Recommandation n° 4 : Réformer le régime juridique de la contribution additionnelle due par les exploitants des installations nucléaires de base et perçue par l'Institut de radioprotection et de sûreté nucléaire (IRSN).

Enfin, s'agissant de la transparence nucléaire, votre rapporteur spécial estime que le financement des commissions locales d'information (CLI) et de l'Association nationale des comités et commissions locales d'information (ANCCLI) devrait reposer sur la contribution de sûreté et de transparence nucléaires (CSTN) , dont il propose la création (cf. recommandation n° 2). En effet, les modalités actuelles de l'attribution des subventions de l'État, réalisée par l'Autorité de sûreté nucléaire (ASN) selon une logique de financement sur projet, paraissent les plus à même de garantir l'efficacité et la rationalité de la dépense ; aussi devraient-elles être maintenues. Dans ces conditions, l'affectation de la CSTN à l'ASN viendrait se substituer à la possibilité, prévue par l'article L. 125-31 du code de l'environnement (cf. supra ), d'attribuer directement une part de la « taxe INB » aux CLI ayant opté pour un statut associatif ; ce mécanisme, particulièrement complexe et jamais mis en oeuvre, serait ainsi supprimé à des fins de rationalisation et de lisibilité.


* 55 Le maintien d'un financement sur crédits budgétaires de l'Autorité de sûreté nucléaire (ASN) trouve sa justification, notamment, dans le fait qu'une part des compétences exercées par cette dernière ne peut être imputée à des activités nucléaires comme, par exemple, la radioprotection liée aux sources naturelles d'exposition aux rayonnements ionisants.

* 56 Cf.
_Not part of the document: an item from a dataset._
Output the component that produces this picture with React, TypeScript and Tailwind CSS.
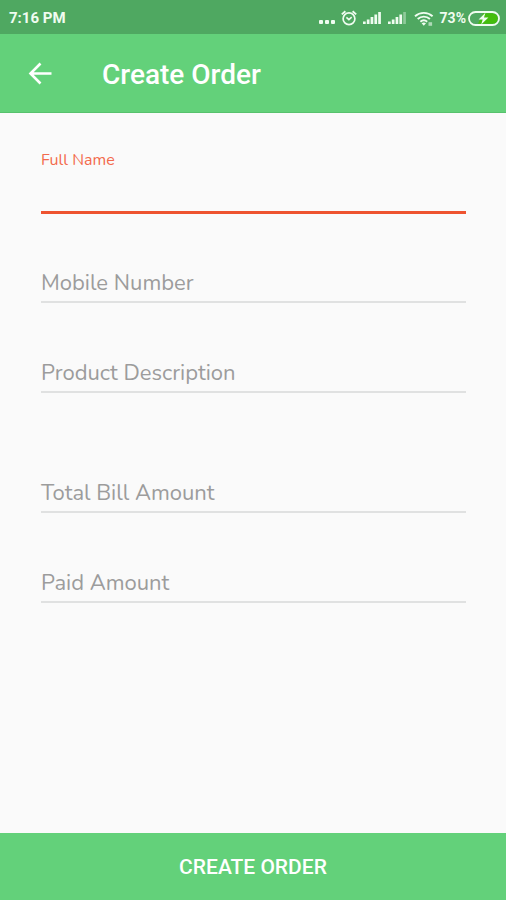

Conseil des prélèvements obligatoires, La fiscalité affectée. Constats, enjeux et réformes , juillet 2013.

* 57 Loi n° 2011-1977 du 28 décembre 2011 de finances pour 2012 ;

* 58 Cf. avis du Conseil d'État du 8 septembre 2005, Commission de contrôle des assurances, des mutuelles et des institutions de prévoyance (CCAMIP) (avis n° 371 558).

* 59 Cf. article 96 de la loi n° 2010-1658 du 29 décembre 2010 de finances rectificative pour 2010.